Türkiye, 12 Eylül'ün üzerinden 29 yıl geçmiş olmasına rağmen hala tarihinin bu karanlık parçası ile yüzleşebilmiş değildir. Bu nedenle 12 Eylül düzeninin izleri bugün de yaşamın tüm alanlarında varlığını sürdürmektedir. 12 Eylül, demokrasinin, özgürlüklerin kısıtlanması, her türden hak arama arayışının ve örgütlenme girişimlerinin baskı altına alınması, eğitim-sağlık başta olmak üzere kamu hizmetlerinin özelleştirilmesi, gençlerin geleceksizliğe mahkûm edilmesi, toplumun gerici-şoven düşüncelerin etkisi altında şekillendirilmesinin önünü açmış olmasıyla anımsanmaktadır.

KARANLIK DÖNEM
12 Eylül 1980 darbesiyle başlayan süreçte, bütün demokratik kitle örgütleriyle birlikte, 220 bin üyesi bulunan TÖB-DER'in kapatılarak malvarlığına devlet tarafından el konulması, 64 yöneticisi ve binlerce üyesinin tutuklanmasıyla eğitim emekçileri hareketi de karanlık bir döneme girmiştir. Sendikalar yıllarca baskı altında tutulmuş, üye ve yöneticilerimiz 12 Eylül yasaları ile sürgün edilmiş, görevlerinden olmuşlardır. 
12 Eylül öğretmen örgütleri dışında binlerce çalışanın sürülmesi, mesleğinden olması gibi sonuçlar da ortaya çıkarmıştır. Eğitimin temel öğesi olan her aşamadaki öğrenciler 12 Eylül sonrasında hep potansiyel suçlu sayılmış, üniversite öğrencilerinin ve öğretim üyelerinin siyaset yapma hakları ellerinden alınmıştır. 1402 Sayılı yasayla birçok öğretim üyesi ve öğretmen işinden olmuştur.

YARGILAYIN
Topluma karşı suç işlemiş, işkence ve idam sehpalarında insanların ölmesine neden olmuş olan bu karanlık dönemin tüm sorumluları yargılanmadıkça 12 Eylül'ün tüm toplum üzerindeki derin izlerini silmek mümkün görünmemektedir. Darbecileri yargılama noktasında demokrasi havarisi kesilen AKP hükümeti darbecileri yargılamaktan çok bugüne kadar emekçilerin, demokrasi ve özgürlükten yana olanların üzerinde sallanan kılıcı ele geçirmeye çalışmaktadır.
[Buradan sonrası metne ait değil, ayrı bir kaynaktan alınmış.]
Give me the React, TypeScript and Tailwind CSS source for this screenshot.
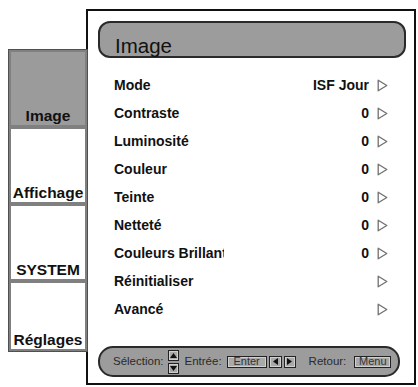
import React from "react";

const rows: [string, string][] = [
  ["Mode", "ISF Jour"],
  ["Contraste", "0"],
  ["Luminosité", "0"],
  ["Couleur", "0"],
  ["Teinte", "0"],
  ["Netteté", "0"],
  ["Couleurs Brillant", "0"],
  ["Réinitialiser", ""],
  ["Avancé", ""],
];

function Tri() {
  return (
    <svg width="11" height="13" viewBox="0 0 11 13" className="ml-[8px] shrink-0">
      <path d="M1.2 1.2 L9.8 6.5 L1.2 11.8 Z" fill="none" stroke="#707070" strokeWidth="1.3" strokeLinejoin="round" />
    </svg>
  );
}

function Key({ children, className = "" }: { children: React.ReactNode; className?: string }) {
  return (
    <div
      className={
        "flex items-center justify-center border border-[#222] bg-[#a9a9a9] shadow-[inset_0_0_0_1px_#d0d0d0] " +
        className
      }
    >
      {children}
    </div>
  );
}

function ArrowSvg({ dir }: { dir: "up" | "down" | "left" | "right" }) {
  const d =
    dir === "up"
      ? "M1 7 L4.5 2 L8 7 Z"
      : dir === "down"
      ? "M1 2 L4.5 7 L8 2 Z"
      : dir === "left"
      ? "M7 1 L2 4.5 L7 8 Z"
      : "M2 1 L7 4.5 L2 8 Z";
  return (
    <svg width="9" height="9" viewBox="0 0 9 9">
      <path d={d} fill="#111" />
    </svg>
  );
}

export default function App() {
  const tabs = [
    { label: "Image", h: "h-[77px]", active: true },
    { label: "Affichage", h: "h-[77px]", active: false },
    { label: "SYSTEM", h: "h-[77px]", active: false },
    { label: "Réglages", h: "h-[70px]", active: false },
  ];
  return (
    <div
      className="w-[418px] h-[387px] bg-white flex overflow-hidden"
      style={{ fontFamily: '"Liberation Sans", Arial, sans-serif' }}
    >
      {/* tab column */}
      <div className="relative z-10 ml-[8px] mt-[49px] w-[80px] self-start flex flex-col border border-[#505050] bg-white">
        {tabs.map((t) => (
          <div
            key={t.label}
            className={
              "flex items-end justify-center border-2 border-[#808080] " +
              t.h +
              (t.active ? " bg-[#9b9b9b]" : " bg-white")
            }
          >
            <span className="text-[15.5px] font-bold text-[#111] leading-none pb-[2px] whitespace-nowrap">
              {t.label}
            </span>
          </div>
        ))}
      </div>

      {/* main panel */}
      <div className="-ml-[2px] mt-[9px] w-[330px] h-[376px] border-2 border-[#111] flex flex-col">
        <div className="ml-[10px] mt-[10px] w-[308px] h-[37px] rounded-[12px] border-2 border-[#2a2a2a] bg-[#9c9c9c] flex items-end pl-[15px]">
          <span className="text-[20.5px] leading-[20px] text-[#111]">Image</span>
        </div>

        <div className="mt-[13px] flex flex-col">
          {rows.map(([label, value]) => (
            <div key={label} className="h-[28px] flex items-center pl-[26px] pr-[26px]">
              <div className="w-[110px] shrink-0 overflow-hidden whitespace-nowrap text-[14px] font-bold text-[#111] leading-none">
                {label}
              </div>
              <div className="flex-1 text-right text-[14px] font-bold text-[#111] leading-none">{value}</div>
              <Tri />
            </div>
          ))}
        </div>

        <div className="ml-[10px] mt-[23px] w-[302px] h-[31px] rounded-[15px] border-2 border-[#2a2a2a] bg-[#9c9c9c] flex items-center pl-[13px] text-[11.5px] text-[#2a2a2a] leading-none">
          <span>Sélection:</span>
          <div className="ml-[4px] flex flex-col gap-[2px]">
            <Key className="w-[11px] h-[11px]">
              <ArrowSvg dir="up" />
            </Key>
            <Key className="w-[11px] h-[11px]">
              <ArrowSvg dir="down" />
            </Key>
          </div>
          <span className="ml-[6px]">Entrée:</span>
          <Key className="ml-[5px] w-[40px] h-[12px] text-[11px] text-[#333]">Enter</Key>
          <Key className="ml-[2px] w-[13px] h-[12px]">
            <ArrowSvg dir="left" />
          </Key>
          <Key className="ml-[2px] w-[12px] h-[12px]">
            <ArrowSvg dir="right" />
          </Key>
          <span className="ml-[13px]">Retour:</span>
          <Key className="ml-[8px] w-[37px] h-[12px] text-[11px] text-[#333]">Menu</Key>
        </div>
      </div>
    </div>
  );
}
Kendi ağızlarından söyledikleri gibi demokrasi onlar için yalnızca bir araçtır. Darbecileri yargılamak adına samimi bir niyetleri varsa o zaman ihbar ediyorum.
12 Eylül darbecilerinden biri Marmaris ilçesinde ikamet etmekte, sözüm ona ressamlık yaparak kendini gizlemektedir. Şimdiye kadar yargılanmadığı gibi hastalık gerekçesi ile bazen devlet tarafından bakılmakta, beslenmektedir. Eğer samimi iseniz buyurun yargılayın. Yargılayın ki bundan böyle kimse darbeden ve darbecilerden medet ummasın, her soruna çarenin biraz daha demokrasi, biraz daha özgürlük ve biraz daha kardeşlik olduğunu anlayabilsin.